Au début de l'année 2015 est paru l'ultime numéro de la mouture de la fameuse revue Fiction façon Moutons Électriques et le relire pour faire cette critique mène à un résultat sans appel : il manque véritablement de telles publications.
La trame en elle-même de ce numéro n'est pas révolutionnaire, mais le sommaire affiché est quand même impressionnant. Ce vingtième et ultime opus s'ouvre sur deux interviews croisées : à l'occasion d'une rencontre, en salon ou festival par exemple, deux auteurs échangent sur leurs expériences littéraires, leur vision du rôle des auteurs et l'avenir du genre SFFF. Ainsi,
Xavier Mauméjean fait face à
Christopher Priest, puis
Fabien Clavel confronte
Jean-Pierre Andrevon : mais que demander de plus ?! Deux de mes auteurs préférés qui taillent le bout de gras avec deux autres maîtres dans leur genre… encore deux interviews croisées de qualité, même si cela manque un peu de femmes pour ce numéro.
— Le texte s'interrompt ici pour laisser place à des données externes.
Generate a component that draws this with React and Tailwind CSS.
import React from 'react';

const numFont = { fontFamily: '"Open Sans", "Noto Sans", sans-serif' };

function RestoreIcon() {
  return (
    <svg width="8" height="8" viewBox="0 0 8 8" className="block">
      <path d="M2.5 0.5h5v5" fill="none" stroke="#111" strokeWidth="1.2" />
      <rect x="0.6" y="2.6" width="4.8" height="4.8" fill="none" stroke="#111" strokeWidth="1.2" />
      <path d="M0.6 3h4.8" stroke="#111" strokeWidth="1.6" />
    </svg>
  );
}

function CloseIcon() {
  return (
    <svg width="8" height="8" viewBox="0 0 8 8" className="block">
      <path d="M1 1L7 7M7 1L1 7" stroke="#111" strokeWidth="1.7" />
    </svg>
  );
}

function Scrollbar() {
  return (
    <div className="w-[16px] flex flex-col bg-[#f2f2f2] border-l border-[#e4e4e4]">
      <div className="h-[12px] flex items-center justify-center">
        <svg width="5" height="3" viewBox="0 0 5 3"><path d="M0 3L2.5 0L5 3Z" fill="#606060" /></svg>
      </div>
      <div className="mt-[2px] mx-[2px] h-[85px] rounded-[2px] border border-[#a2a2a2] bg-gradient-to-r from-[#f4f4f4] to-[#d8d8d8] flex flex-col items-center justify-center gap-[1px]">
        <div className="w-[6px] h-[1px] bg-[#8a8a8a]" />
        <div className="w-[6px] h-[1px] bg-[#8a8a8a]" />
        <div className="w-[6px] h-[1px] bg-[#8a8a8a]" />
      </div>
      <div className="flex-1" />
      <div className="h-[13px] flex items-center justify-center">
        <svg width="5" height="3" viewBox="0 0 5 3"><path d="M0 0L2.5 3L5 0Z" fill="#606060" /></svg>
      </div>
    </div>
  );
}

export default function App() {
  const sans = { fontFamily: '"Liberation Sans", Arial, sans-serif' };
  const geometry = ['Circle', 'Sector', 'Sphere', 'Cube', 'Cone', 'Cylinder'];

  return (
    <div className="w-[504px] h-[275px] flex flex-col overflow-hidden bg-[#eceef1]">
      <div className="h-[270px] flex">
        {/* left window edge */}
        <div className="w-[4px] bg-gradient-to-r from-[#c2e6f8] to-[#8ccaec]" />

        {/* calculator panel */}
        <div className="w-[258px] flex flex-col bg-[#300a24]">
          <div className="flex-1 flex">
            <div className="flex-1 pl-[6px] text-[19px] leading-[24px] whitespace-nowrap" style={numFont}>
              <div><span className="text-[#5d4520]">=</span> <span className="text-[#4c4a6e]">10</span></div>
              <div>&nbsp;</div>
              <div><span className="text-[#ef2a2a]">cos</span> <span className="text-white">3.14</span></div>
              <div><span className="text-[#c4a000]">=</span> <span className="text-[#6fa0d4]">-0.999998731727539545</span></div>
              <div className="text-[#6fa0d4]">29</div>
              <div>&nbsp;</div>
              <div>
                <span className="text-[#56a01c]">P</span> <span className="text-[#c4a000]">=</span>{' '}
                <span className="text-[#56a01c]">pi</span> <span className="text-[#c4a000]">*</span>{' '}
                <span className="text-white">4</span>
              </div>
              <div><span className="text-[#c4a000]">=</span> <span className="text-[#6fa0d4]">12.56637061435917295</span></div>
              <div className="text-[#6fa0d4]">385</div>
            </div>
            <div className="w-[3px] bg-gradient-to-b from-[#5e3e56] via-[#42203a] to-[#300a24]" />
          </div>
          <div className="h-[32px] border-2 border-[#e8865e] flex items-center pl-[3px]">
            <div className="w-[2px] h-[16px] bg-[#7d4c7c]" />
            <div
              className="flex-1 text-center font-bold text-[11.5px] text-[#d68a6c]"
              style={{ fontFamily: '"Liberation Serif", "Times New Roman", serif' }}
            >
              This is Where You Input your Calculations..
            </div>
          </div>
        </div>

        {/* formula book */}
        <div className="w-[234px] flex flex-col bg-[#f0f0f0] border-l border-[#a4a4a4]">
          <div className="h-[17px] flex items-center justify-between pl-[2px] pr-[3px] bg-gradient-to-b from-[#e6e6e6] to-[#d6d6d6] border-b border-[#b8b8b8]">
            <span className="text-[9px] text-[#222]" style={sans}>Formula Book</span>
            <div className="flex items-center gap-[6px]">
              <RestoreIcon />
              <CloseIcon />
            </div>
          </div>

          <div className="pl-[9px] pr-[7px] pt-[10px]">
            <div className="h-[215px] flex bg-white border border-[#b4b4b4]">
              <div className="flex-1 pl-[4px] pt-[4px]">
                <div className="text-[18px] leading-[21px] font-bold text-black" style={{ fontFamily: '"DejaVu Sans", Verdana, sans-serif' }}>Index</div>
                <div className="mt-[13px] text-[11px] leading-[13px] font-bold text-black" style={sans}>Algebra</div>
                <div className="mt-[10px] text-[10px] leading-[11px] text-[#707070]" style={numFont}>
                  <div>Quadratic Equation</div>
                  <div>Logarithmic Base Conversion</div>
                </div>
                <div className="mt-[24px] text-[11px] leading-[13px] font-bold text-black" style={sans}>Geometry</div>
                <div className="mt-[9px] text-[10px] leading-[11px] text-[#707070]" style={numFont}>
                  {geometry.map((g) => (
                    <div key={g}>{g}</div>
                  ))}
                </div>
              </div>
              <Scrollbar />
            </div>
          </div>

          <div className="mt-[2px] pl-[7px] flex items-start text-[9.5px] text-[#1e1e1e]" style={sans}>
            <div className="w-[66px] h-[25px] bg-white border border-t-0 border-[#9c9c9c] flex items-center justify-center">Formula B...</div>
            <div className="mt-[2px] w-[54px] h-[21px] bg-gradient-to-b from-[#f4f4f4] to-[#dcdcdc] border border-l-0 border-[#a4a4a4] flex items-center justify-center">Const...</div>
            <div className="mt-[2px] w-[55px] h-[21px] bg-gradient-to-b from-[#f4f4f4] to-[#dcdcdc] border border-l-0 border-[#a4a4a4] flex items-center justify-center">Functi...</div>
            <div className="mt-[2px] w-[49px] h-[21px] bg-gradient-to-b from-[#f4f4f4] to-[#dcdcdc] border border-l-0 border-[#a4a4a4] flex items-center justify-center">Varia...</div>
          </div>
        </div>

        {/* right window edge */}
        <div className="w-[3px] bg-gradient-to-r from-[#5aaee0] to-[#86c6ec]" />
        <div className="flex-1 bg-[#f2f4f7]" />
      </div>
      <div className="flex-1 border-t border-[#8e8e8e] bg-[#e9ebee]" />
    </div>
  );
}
La suite de cet opus se poursuit avec les chroniques habituelles. Ainsi,
Nicolas Nova nous donne des nouvelles du futur avec « Swamp tech », littéralement la « technologie du marais » ;
Alex Nikolavitch aborde l'épineuse question des civilisations perdues ;
Julie Proust Tanguy cherche à nous apprendre à « Apprivoiser la science-fiction » ; enfin, Sam van Offlen, dans son « Portfolio », déconstruit l'architecture des grandes villes en créant des montages graphiques qui tiennent autant du rétro-futurisme que du fantasque futuriste. Tous cherchent à retrouver l'imaginaire dans notre vie quotidienne et dans nos lectures de tous les jours. C'est aussi instructif et savant qu'ingénieux et utile.
Toutefois, le coeur de Fiction 20, c'est encore et toujours la publication de nouvelles. Afin d'assurer une image de couverture qui parle au grand public, une nouvelle de G. R.
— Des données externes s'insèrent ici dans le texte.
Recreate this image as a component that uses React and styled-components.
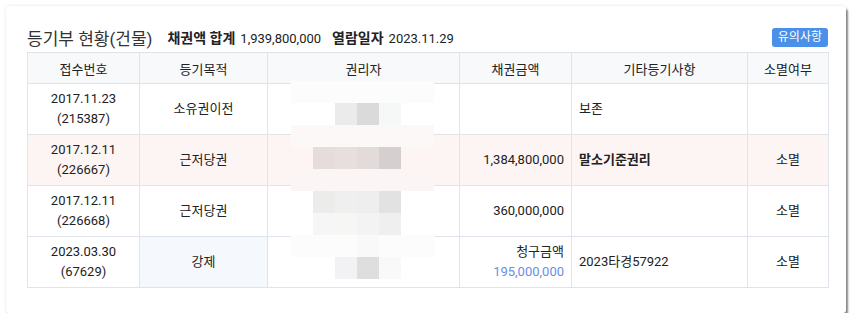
import React from "react";
import styled, { createGlobalStyle } from "styled-components";

const GlobalStyle = createGlobalStyle`
  body {
    margin: 0;
    background: #ffffff;
    font-family: Roboto, "Noto Sans CJK KR", sans-serif;
    color: #222;
  }
`;

const Card = styled.div`
  margin: 6px 0 0 6px;
  width: 840px;
  height: 307px;
  box-sizing: border-box;
  padding: 16px 18px 0 21px;
  background: #fff;
  border-radius: 3px;
  box-shadow: 0 0 3px rgba(0, 0, 0, 0.12), 2px 3px 2px rgba(0, 0, 0, 0.45);
`;

const TitleBar = styled.div`
  display: flex;
  align-items: center;
  height: 30px;
`;

const Title = styled.h2`
  margin: 0 15px 0 0;
  font-size: 17px;
  font-weight: 400;
  color: #333;
`;

const Meta = styled.span`
  font-size: 13px;
  margin-right: 11px;
  b {
    font-size: 14px;
    font-weight: 700;
    margin-right: 5px;
  }
`;

const Badge = styled.span`
  margin-left: auto;
  background: #4a90e8;
  color: #fff;
  font-size: 12px;
  padding: 2px 6px;
  border-radius: 3px;
  line-height: 15px;
`;

const TableWrap = styled.div`
  position: relative;
  width: 801px;
`;

const Table = styled.table`
  width: 801px;
  border-collapse: collapse;
  table-layout: fixed;
  font-size: 13px;
`;

const Th = styled.th`
  height: 30px;
  padding: 0;
  background: #f8f9fa;
  border: 1px solid #dfe3ea;
  font-weight: 400;
  font-size: 13px;
  color: #222;
`;

const Tr = styled.tr`
  background: ${(p) => (p.$hl ? "#fdf5f4" : "#fff")};
`;

const Td = styled.td`
  height: 50px;
  padding: 0 7px;
  border: 1px solid #dfe3ea;
  line-height: 20px;
  text-align: ${(p) => p.$align || "center"};
  font-weight: ${(p) => (p.$bold ? 700 : 400)};
  background: ${(p) => (p.$blue ? "#f5f9fd" : "transparent")};
`;

const Claim = styled.span`
  display: block;
  color: #6a8ee8;
`;

const Mosaic = styled.div`
  position: absolute;
  left: 264px;
  top: 29px;
  display: grid;
  grid-template-columns: 22px 22px 22px 22px 22px 33px;
  grid-auto-rows: 22px;
`;

const Pixel = styled.div`
  background: ${(p) => p.$c || "transparent"};
`;

const mosaic = [
  ["#fcfcfc", "#fcfcfc", "#fcfcfc", "#fcfcfc", "#fcfcfc", "#fcfcfc"],
  [null, null, "#ebebeb", "#dadada", "#f6f7f7", null],
  ["#fcf8f7", "#fcf8f7", "#fcf8f7", "#fcf8f7", "#fcf8f7", "#fcf8f7"],
  [null, "#e5dcdb", "#e6dfde", "#e3dada", "#d5cfcf", null],
  ["#fbf6f5", "#fbf6f5", "#fbf6f5", "#fbf6f5", "#fbf6f5", "#fbf6f5"],
  [null, "#ececeb", "#efefef", "#eeeeee", "#e2e2e2", null],
  [null, "#f6f6f6", "#f6f6f5", "#f3f3f3", "#efefef", null],
  ["#fcfcfc", "#fcfcfc", "#fcfcfc", "#f9f9f9", "#fcfcfc", "#fcfcfc"],
  [null, null, "#f2f1f3", "#dedede", "#f9f9f9", null],
];

const rows = [
  { date: "2017.11.23", no: "(215387)", purpose: "소유권이전", amount: "", etc: "보존", gone: "" },
  { date: "2017.12.11", no: "(226667)", purpose: "근저당권", amount: "1,384,800,000", etc: "말소기준권리", gone: "소멸", hl: true, bold: true },
  { date: "2017.12.11", no: "(226668)", purpose: "근저당권", amount: "360,000,000", etc: "", gone: "소멸" },
  { date: "2023.03.30", no: "(67629)", purpose: "강제", claim: "195,000,000", etc: "2023타경57922", gone: "소멸", blue: true },
];

export default function App() {
  return (
    <>
      <GlobalStyle />
      <Card>
        <TitleBar>
          <Title>등기부 현황(건물)</Title>
          <Meta>
            <b>채권액 합계</b>1,939,800,000
          </Meta>
          <Meta>
            <b>열람일자</b>2023.11.29
          </Meta>
          <Badge>유의사항</Badge>
        </TitleBar>
        <TableWrap>
          <Table>
            <colgroup>
              <col style={{ width: 112 }} />
              <col style={{ width: 128 }} />
              <col style={{ width: 192 }} />
              <col style={{ width: 112 }} />
              <col style={{ width: 176 }} />
              <col style={{ width: 81 }} />
            </colgroup>
            <thead>
              <tr>
                <Th>접수번호</Th>
                <Th>등기목적</Th>
                <Th>권리자</Th>
                <Th>채권금액</Th>
                <Th>기타등기사항</Th>
                <Th>소멸여부</Th>
              </tr>
            </thead>
            <tbody>
              {rows.map((r, i) => (
                <Tr key={i} $hl={r.hl}>
                  <Td>
                    {r.date}
                    <br />
                    {r.no}
                  </Td>
                  <Td $blue={r.blue}>{r.purpose}</Td>
                  <Td />
                  <Td $align="right">
                    {r.claim ? (
                      <>
                        청구금액
                        <Claim>{r.claim}</Claim>
                      </>
                    ) : (
                      r.amount
                    )}
                  </Td>
                  <Td $align="left" $bold={r.bold}>
                    {r.etc}
                  </Td>
                  <Td>{r.gone}</Td>
                </Tr>
              ))}
            </tbody>
          </Table>
          <Mosaic>
            {mosaic.flat().map((c, i) => (
              <Pixel key={i} $c={c} />
            ))}
          </Mosaic>
        </TableWrap>
      </Card>
    </>
  );
}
R. Martin, déjà publiée dans La Fleur de Verre chez ActuSF a été insérée ici (« Y a pas que les enfants qui ont peur du noir », où le récit fantastique finit par se transformer en combat titanesque et super-héroïque qui fait penser à son univers Wild Cards. Par la suite, il me semble qu'il n'y a que des nouvelles inédites, soit francophones (et vous reconnaîtrez la plupart des auteurs), soit anglophones (et c'est l'occasion de découvrir d'illustres inconnus très doués) avec des traductions originales qui donnent parfois lieu à un commentaire du traducteur justement. Sans détailler chacune des nouvelles, j'en retiendrai quelques-unes en particulier.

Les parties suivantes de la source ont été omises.